In August, Scott Kelly, Senior Pastor of Evanston Baptist Church (EBC), in Illinois, travelled to Nagaland, which is known for its 16 tribes—with head-hunting practices in their not-so-distant past. Kelly says he’s still trying to comprehend the implications of this region’s rapid technological changes.

The pastor went to teach and preach in Nagaland’s Zunheboto district at the invitation of EBC members with family there. He learned that the gospel worked a transformation among tribes over the past 100 years, ending village-to-village warfare. But he’s concerned about nominalism, saying Nagaland is more “Christianized,” than Christian, with “an unbiblical understanding of the gospel.”

Kelly met with Sumi-Naga brothers and sisters who love Jesus, but he says the churches “appear to be in great need of revival and reformation.” Without it, he believes the lack of sound theology will keep God’s people stuck in unhealthy traditions.

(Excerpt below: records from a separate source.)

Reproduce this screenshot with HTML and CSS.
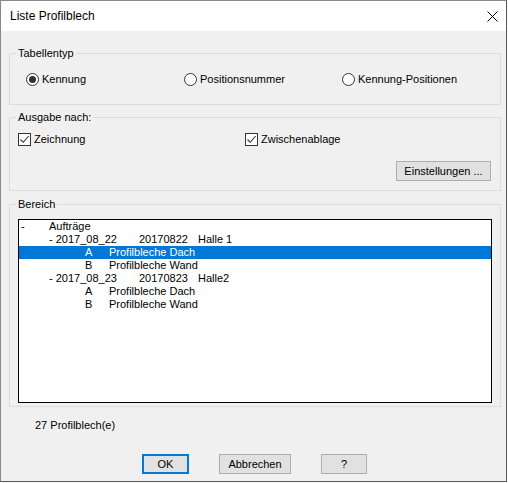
FILE: index.html
```html
<!DOCTYPE html>
<html lang="de">
<head>
<meta charset="utf-8">
<title>Liste Profilblech</title>
<link rel="stylesheet" href="styles.css">
</head>
<body>
<div class="window">
  <div class="titlebar">
    <span class="title">Liste Profilblech</span>
    <svg class="close" width="11" height="11" viewBox="0 0 11 11"><path d="M0.5 0.5 L10.5 10.5 M10.5 0.5 L0.5 10.5" stroke="#000" stroke-width="1" fill="none"/></svg>
  </div>
  <div class="content">
    <div class="group g1">
      <div class="group-title">Tabellentyp</div>
      <div class="radio-row">
        <label class="opt"><span class="radio checked"></span>Kennung</label>
        <label class="opt"><span class="radio"></span>Positionsnummer</label>
        <label class="opt"><span class="radio"></span>Kennung-Positionen</label>
      </div>
    </div>
    <div class="group g2">
      <div class="group-title">Ausgabe nach:</div>
      <div class="check-row">
        <label class="chk-opt"><span class="check"><svg width="11" height="11" viewBox="0 0 11 11"><path d="M1.5 5.5 L4.2 8.3 L9.7 2" stroke="#333" stroke-width="1.1" fill="none"/></svg></span>Zeichnung</label>
        <label class="chk-opt"><span class="check"><svg width="11" height="11" viewBox="0 0 11 11"><path d="M1.5 5.5 L4.2 8.3 L9.7 2" stroke="#333" stroke-width="1.1" fill="none"/></svg></span>Zwischenablage</label>
      </div>
      <div class="btn-row-right">
        <button class="btn btn-settings">Einstellungen ...</button>
      </div>
    </div>
    <div class="group g3">
      <div class="group-title">Bereich</div>
      <div class="list">
        <div class="row"><span class="c1">-</span><span class="c2">Aufträge</span></div>
        <div class="row"><span class="c2 span3">- 2017_08_22</span><span class="c5">20170822</span><span class="c6">Halle 1</span></div>
        <div class="row selected"><span class="c3">A</span><span class="c4 span-rest">Profilbleche Dach</span></div>
        <div class="row"><span class="c3">B</span><span class="c4 span-rest">Profilbleche Wand</span></div>
        <div class="row"><span class="c2 span3">- 2017_08_23</span><span class="c5">20170823</span><span class="c6">Halle2</span></div>
        <div class="row"><span class="c3">A</span><span class="c4 span-rest">Profilbleche Dach</span></div>
        <div class="row"><span class="c3">B</span><span class="c4 span-rest">Profilbleche Wand</span></div>
      </div>
    </div>
    <div class="count">27 Profilblech(e)</div>
    <div class="btn-row">
      <button class="btn btn-ok">OK</button>
      <button class="btn btn-cancel">Abbrechen</button>
      <button class="btn btn-help">?</button>
    </div>
  </div>
</div>
</body>
</html>
```

FILE: styles.css
```css
html, body {
  margin: 0;
  padding: 0;
  background: #f4f4f4;
}
body {
  font-family: "Liberation Sans", Arial, sans-serif;
  font-size: 11px;
  color: #000;
}
.window {
  width: 505px;
  height: 480px;
  border-top: 1px solid #8a8a8a;
  border-left: 1px solid #8a8a8a;
  border-right: 1px solid #5c5c5c;
  border-bottom: 1px solid #5c5c5c;
  background: #f0f0f0;
  display: flex;
  flex-direction: column;
}
.titlebar {
  height: 30px;
  background: #fff;
  display: flex;
  align-items: center;
  justify-content: space-between;
  padding-left: 9px;
  padding-right: 8px;
}
.title {
  font-size: 12px;
  line-height: 30px;
}
.close {
  display: block;
}
.content {
  flex: 1;
  display: flex;
  flex-direction: column;
}
.group {
  border: 1px solid #dcdcdc;
  margin-left: 8px;
  margin-right: 5px;
}
.group-title {
  width: max-content;
  margin: -7px 0 0 6px;
  padding: 0 2px;
  background: #f0f0f0;
  line-height: 13px;
}
.g1 {
  margin-top: 22px;
  padding-bottom: 18px;
}
.radio-row {
  display: flex;
  margin-top: 13px;
  padding-left: 16px;
  height: 13px;
}
.opt {
  width: 158px;
  display: flex;
  align-items: center;
  gap: 3px;
  line-height: 13px;
}
.radio {
  box-sizing: border-box;
  width: 13px;
  height: 13px;
  border: 1px solid #333;
  border-radius: 50%;
  background: #fff;
  display: flex;
  align-items: center;
  justify-content: center;
}
.radio.checked::after {
  content: "";
  width: 7px;
  height: 7px;
  border-radius: 50%;
  background: #333;
}
.g2 {
  margin-top: 12px;
  padding-bottom: 9px;
}
.check-row {
  display: flex;
  margin-top: 9px;
  padding-left: 8px;
  height: 13px;
}
.chk-opt {
  display: flex;
  align-items: center;
  gap: 3px;
  line-height: 13px;
}
.chk-opt:first-child {
  width: 227px;
}
.check {
  box-sizing: border-box;
  width: 13px;
  height: 13px;
  border: 1px solid #333;
  background: #fff;
  display: flex;
}
.check svg {
  display: block;
}
.btn-row-right {
  display: flex;
  justify-content: flex-end;
  margin-top: 15px;
  padding-right: 9px;
}
.btn {
  box-sizing: border-box;
  height: 20px;
  border: 1px solid #adadad;
  background: #e1e1e1;
  font-family: "Liberation Sans", Arial, sans-serif;
  font-size: 11px;
  color: #000;
  padding: 0;
  margin: 0;
  line-height: 18px;
}
.btn-settings {
  width: 95px;
}
.g3 {
  margin-top: 13px;
  padding-bottom: 3px;
}
.list {
  box-sizing: border-box;
  margin: 8px 8px 0 8px;
  height: 184px;
  border: 1px solid #000;
  background: #fff;
}
.row {
  display: grid;
  grid-template-columns: 28px 36px 24px 30px 59px 1fr;
  padding-left: 2px;
  height: 13px;
  line-height: 13px;
  white-space: nowrap;
}
.row.selected {
  background: #0078d7;
  color: #fff;
}
.c1 { grid-column: 1; }
.c2 { grid-column: 2; }
.c3 { grid-column: 3; }
.c4 { grid-column: 4; }
.c5 { grid-column: 5; }
.c6 { grid-column: 6; }
.span3 { grid-column: 2 / 5; }
.span-rest { grid-column: 4 / 7; }
.count {
  margin-top: 12px;
  padding-left: 34px;
  line-height: 13px;
}
.btn-row {
  display: flex;
  gap: 30px;
  margin-top: 22px;
  padding-left: 141px;
}
.btn-ok {
  width: 47px;
  border: 2px solid #0078d7;
  line-height: 16px;
}
.btn-cancel {
  width: 72px;
}
.btn-help {
  width: 46px;
}
```
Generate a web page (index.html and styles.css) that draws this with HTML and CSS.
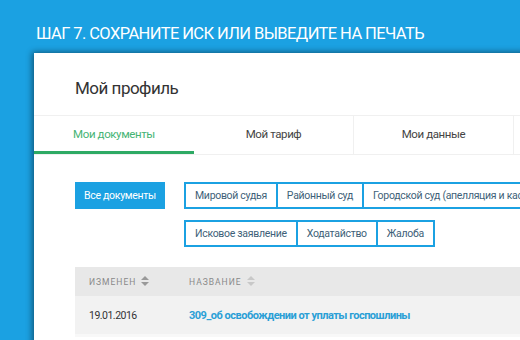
FILE: index.html
```html
<!DOCTYPE html>
<html lang="ru">
<head>
    <meta charset="UTF-8">
    <meta name="viewport" content="width=device-width, initial-scale=1.0">
    <title>Шаг 7</title>
    <link rel="stylesheet" href="styles.css">
</head>
<body>
    <h1 class="step-title">Шаг 7. Сохраните иск или выведите на печать</h1>

    <div class="panel">
        <h2 class="panel-title">Мой профиль</h2>

        <div class="tabs">
            <div class="tab active">Мои документы</div>
            <div class="tab">Мой тариф</div>
            <div class="tab">Мои данные</div>
            <div class="tab"></div>
        </div>

        <div class="filters">
            <button class="filter-all">Все документы</button>
            <div class="filter-groups">
                <div class="filter-row">
                    <button class="filter">Мировой судья</button>
                    <button class="filter">Районный суд</button>
                    <button class="filter">Городской суд (апелляция и кассация)</button>
                </div>
                <div class="filter-row">
                    <button class="filter">Исковое заявление</button>
                    <button class="filter">Ходатайство</button>
                    <button class="filter">Жалоба</button>
                </div>
            </div>
        </div>

        <table class="docs">
            <thead>
                <tr>
                    <th class="col-date">Изменен <span class="sort"></span></th>
                    <th>Название <span class="sort light"></span></th>
                </tr>
            </thead>
            <tbody>
                <tr>
                    <td>19.01.2016</td>
                    <td><a href="#">309_об освобождении от уплаты госпошлины</a></td>
                </tr>
            </tbody>
        </table>
    </div>
</body>
</html>
```

FILE: styles.css
```css
body {
    margin: 0;
    background-color: #1ba1e2;
    font-family: Roboto, "Liberation Sans", sans-serif;
    overflow: hidden;
    height: 340px;
}

.step-title {
    margin: 0;
    padding: 24px 0 0 36px;
    height: 30px;
    box-sizing: border-box;
    color: #fff;
    font-size: 16.5px;
    font-weight: normal;
    letter-spacing: -0.6px;
    text-transform: uppercase;
    line-height: 20px;
    white-space: nowrap;
}

.panel {
    margin-left: 34px;
    margin-top: 23px;
    width: 640px;
    height: 320px;
    background-color: #fff;
    box-shadow: -2px -1px 6px rgba(0, 0, 0, 0.45);
}

.panel-title {
    margin: 0;
    padding: 24px 0 0 41px;
    height: 62px;
    box-sizing: border-box;
    font-size: 17px;
    font-weight: normal;
    letter-spacing: -0.5px;
    color: #333;
    line-height: 22px;
}

.tabs {
    display: flex;
    border-top: 1px solid #f0f0f0;
    border-bottom: 1px solid #f0f0f0;
}

.tab {
    width: 160px;
    height: 38px;
    line-height: 36px;
    text-align: center;
    font-size: 11.5px;
    letter-spacing: -0.4px;
    color: #444;
    border-right: 1px solid #f0f0f0;
    box-sizing: border-box;
}

.tab.active {
    color: #45b474;
    border-bottom: 3px solid #2eaa64;
    border-right: none;
}

.filters {
    display: flex;
    gap: 19px;
    padding: 27px 0 0 41px;
}

.filter-all {
    width: 90px;
    height: 27px;
    border: none;
    background-color: #1ba1e2;
    color: #fff;
    font-family: inherit;
    font-size: 10.5px;
    letter-spacing: -0.3px;
    padding: 0;
}

.filter-groups {
    display: flex;
    flex-direction: column;
    gap: 11px;
}

.filter-row {
    display: flex;
}

.filter {
    height: 27px;
    padding: 0 9px;
    border: 2px solid #1ba1e2;
    margin-right: -2px;
    background-color: #fff;
    color: #3e5f78;
    font-family: inherit;
    font-size: 10.5px;
    letter-spacing: -0.3px;
    white-space: nowrap;
}

.docs {
    margin: 20px 0 0 41px;
    width: 560px;
    border-collapse: collapse;
}

.docs th {
    background-color: #e8e8e8;
    height: 29px;
    padding: 0 0 0 14px;
    text-align: left;
    font-size: 8.5px;
    font-weight: normal;
    letter-spacing: 1px;
    text-transform: uppercase;
    color: #888;
}

.docs th.col-date {
    width: 86px;
}

.docs td {
    background-color: #f2f2f2;
    height: 38px;
    padding: 0 0 0 14px;
    font-size: 10.5px;
    letter-spacing: -0.5px;
    color: #333;
    border-bottom: 3px solid #f8f8f8;
}

.docs a {
    color: #2a9fd6;
    font-size: 11px;
    font-weight: bold;
    letter-spacing: -0.5px;
    text-decoration: none;
}

.sort {
    display: inline-block;
    width: 0;
    height: 0;
    margin-left: 2px;
    position: relative;
    top: -5px;
    border-left: 4px solid transparent;
    border-right: 4px solid transparent;
    border-bottom: 4px solid #999;
}

.sort::after {
    content: "";
    position: absolute;
    left: -4px;
    top: 6px;
    border-left: 4px solid transparent;
    border-right: 4px solid transparent;
    border-top: 4px solid #999;
}

.sort.light,
.sort.light::after {
    border-bottom-color: #c8c8c8;
    border-top-color: #c8c8c8;
}
```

The Sumi Baptist Association of Churches in Nagaland sponsors Nito Theological College, which trains workers for local churches. Since formal education is in English, the college library has some good biblical resources. However, students have few books of their own.

Aware of the need, Kelly requested materials available without cost through TGC International Outreach. Within days, he had solid theological resources to carry to those students and their leaders: two Pastor’s Book Sets, and five cases of books including Expositional Preaching, by David Helm, and The Word Made Flesh, by Ligonier Ministries.

Scott Kelly hopes and prays for further transformation in Nagaland—biblical influence that brings reformation, beginning in the Sumi churches.